If you are also worried about highly confidential data, you can provide modified access so that they only see what is relevant to their role. For example, you can set full-access, manager access, or employee access with different levels of authorizations.
4. Everything Is About Data.
It is now time to let your staff know that using marketing analytics means that they have to live and breathe it. This means that they should start integrating data in their daily work within the business. As much as possible, their decisions should now be backed by the insights formulated from the data gathered. All the data that have been gathered should not stay inside reports. They should be transformed into actions that are to be performed during the day-to-day operations of the business.

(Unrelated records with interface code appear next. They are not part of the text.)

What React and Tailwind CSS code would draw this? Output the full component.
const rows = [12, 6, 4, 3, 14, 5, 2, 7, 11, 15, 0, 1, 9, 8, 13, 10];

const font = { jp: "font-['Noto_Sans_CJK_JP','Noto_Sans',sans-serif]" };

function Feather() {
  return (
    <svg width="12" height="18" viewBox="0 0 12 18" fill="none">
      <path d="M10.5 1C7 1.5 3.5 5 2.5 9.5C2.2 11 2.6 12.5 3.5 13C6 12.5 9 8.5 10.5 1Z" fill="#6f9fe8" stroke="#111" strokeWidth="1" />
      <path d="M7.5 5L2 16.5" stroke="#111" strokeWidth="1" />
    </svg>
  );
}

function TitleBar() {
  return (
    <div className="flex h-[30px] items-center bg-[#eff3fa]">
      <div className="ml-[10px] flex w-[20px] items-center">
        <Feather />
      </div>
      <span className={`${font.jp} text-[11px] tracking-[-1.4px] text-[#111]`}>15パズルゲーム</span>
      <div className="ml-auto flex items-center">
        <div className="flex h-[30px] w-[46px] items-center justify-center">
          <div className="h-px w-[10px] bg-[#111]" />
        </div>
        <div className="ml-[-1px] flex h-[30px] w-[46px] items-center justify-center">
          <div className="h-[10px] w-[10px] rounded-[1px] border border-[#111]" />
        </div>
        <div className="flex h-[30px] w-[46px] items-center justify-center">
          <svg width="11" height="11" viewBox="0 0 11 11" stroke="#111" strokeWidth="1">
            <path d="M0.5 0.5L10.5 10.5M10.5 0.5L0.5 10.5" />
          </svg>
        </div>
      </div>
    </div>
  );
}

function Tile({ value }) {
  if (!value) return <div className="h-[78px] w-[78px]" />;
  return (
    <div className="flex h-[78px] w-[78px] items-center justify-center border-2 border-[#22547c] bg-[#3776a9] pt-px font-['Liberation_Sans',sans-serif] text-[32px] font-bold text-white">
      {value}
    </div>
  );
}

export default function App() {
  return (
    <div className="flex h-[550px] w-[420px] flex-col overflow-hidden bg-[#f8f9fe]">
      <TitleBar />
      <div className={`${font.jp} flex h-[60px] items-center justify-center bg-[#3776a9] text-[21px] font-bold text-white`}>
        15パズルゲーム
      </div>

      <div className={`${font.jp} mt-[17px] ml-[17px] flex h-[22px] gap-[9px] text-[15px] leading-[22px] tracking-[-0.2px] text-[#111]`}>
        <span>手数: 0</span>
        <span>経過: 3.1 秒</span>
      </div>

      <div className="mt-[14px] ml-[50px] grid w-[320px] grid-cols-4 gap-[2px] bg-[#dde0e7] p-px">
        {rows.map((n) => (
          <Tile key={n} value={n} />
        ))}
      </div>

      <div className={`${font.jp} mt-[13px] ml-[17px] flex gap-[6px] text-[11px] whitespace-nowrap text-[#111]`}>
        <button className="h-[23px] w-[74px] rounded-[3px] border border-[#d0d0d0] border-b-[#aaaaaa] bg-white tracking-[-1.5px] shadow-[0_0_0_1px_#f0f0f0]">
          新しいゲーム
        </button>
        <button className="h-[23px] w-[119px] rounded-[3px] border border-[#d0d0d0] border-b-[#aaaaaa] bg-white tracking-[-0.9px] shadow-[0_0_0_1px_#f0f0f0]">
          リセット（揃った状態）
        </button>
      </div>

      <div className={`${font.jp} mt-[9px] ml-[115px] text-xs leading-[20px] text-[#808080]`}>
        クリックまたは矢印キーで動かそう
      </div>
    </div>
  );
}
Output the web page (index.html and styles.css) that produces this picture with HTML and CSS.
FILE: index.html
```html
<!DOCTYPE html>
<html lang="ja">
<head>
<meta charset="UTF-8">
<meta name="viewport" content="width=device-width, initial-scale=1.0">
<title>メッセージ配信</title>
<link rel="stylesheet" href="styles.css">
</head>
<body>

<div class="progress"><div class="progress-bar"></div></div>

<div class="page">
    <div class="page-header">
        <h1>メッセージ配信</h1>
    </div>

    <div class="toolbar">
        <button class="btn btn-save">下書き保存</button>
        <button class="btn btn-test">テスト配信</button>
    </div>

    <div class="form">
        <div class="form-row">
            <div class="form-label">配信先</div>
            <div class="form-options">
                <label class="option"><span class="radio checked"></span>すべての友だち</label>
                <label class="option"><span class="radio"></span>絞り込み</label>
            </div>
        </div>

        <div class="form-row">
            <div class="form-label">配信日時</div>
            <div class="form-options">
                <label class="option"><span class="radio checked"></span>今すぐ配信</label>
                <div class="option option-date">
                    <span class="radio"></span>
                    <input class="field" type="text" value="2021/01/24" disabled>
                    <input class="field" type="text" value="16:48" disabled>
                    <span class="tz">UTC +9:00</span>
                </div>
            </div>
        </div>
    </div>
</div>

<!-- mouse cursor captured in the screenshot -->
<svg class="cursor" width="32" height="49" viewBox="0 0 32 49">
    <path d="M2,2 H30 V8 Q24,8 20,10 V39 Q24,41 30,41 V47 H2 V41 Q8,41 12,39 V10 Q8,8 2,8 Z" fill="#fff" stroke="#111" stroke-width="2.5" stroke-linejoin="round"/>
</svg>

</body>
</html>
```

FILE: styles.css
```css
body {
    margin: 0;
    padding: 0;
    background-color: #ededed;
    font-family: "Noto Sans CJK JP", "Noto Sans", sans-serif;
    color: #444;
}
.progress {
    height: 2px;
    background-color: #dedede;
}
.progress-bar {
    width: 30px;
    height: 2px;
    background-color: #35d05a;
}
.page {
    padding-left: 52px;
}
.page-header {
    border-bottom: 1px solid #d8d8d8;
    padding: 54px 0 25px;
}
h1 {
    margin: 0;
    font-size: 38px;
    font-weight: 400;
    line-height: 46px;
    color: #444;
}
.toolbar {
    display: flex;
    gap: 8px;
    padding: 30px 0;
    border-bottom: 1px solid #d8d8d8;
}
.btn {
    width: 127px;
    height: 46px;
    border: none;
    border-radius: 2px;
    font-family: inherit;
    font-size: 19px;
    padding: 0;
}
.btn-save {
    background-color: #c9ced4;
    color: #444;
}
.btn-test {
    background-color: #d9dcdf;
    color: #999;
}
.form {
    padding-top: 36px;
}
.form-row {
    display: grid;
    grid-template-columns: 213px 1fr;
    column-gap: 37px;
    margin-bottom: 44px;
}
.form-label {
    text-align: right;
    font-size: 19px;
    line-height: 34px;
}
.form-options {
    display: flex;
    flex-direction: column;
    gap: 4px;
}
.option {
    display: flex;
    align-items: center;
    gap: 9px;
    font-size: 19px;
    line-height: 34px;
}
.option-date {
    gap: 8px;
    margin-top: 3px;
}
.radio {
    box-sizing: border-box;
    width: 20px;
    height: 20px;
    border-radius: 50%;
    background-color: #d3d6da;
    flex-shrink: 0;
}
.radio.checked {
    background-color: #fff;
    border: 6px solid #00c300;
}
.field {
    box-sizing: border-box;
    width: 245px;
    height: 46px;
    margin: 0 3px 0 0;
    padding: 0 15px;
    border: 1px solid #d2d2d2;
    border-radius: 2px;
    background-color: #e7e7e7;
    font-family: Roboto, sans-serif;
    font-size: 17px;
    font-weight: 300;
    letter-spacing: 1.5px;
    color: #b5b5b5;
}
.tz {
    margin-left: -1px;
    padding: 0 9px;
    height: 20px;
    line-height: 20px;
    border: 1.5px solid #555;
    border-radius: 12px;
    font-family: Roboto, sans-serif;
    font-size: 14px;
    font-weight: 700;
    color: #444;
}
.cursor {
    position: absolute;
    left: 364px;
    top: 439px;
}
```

5. Only Get What Is Useful.
Data is now everything, but it doesn’t necessarily mean that all those data are relevant to your business. Your marketing analytics tool can gather vast amounts of data but only you and your team can figure out which ones are useful. Wading through all the data can take up your time and resources and if you reference the wrong numbers then it could also mean the failure of your campaigns. Avoid this by revisiting your business goals and objectives and by determining which metrics are truly significant to your needs.
Conclusion
Even if you’ve found the metrics that you and your team need, getting your staff to understand and to be proficient in marketing analytics doesn’t happen instantly. It will take time and it will prove to be a challenge for all of you. But know that you will reap substantial rewards if you develop a strong, data-driven mindset within the team that you trust the most in helping you manage and grow your business.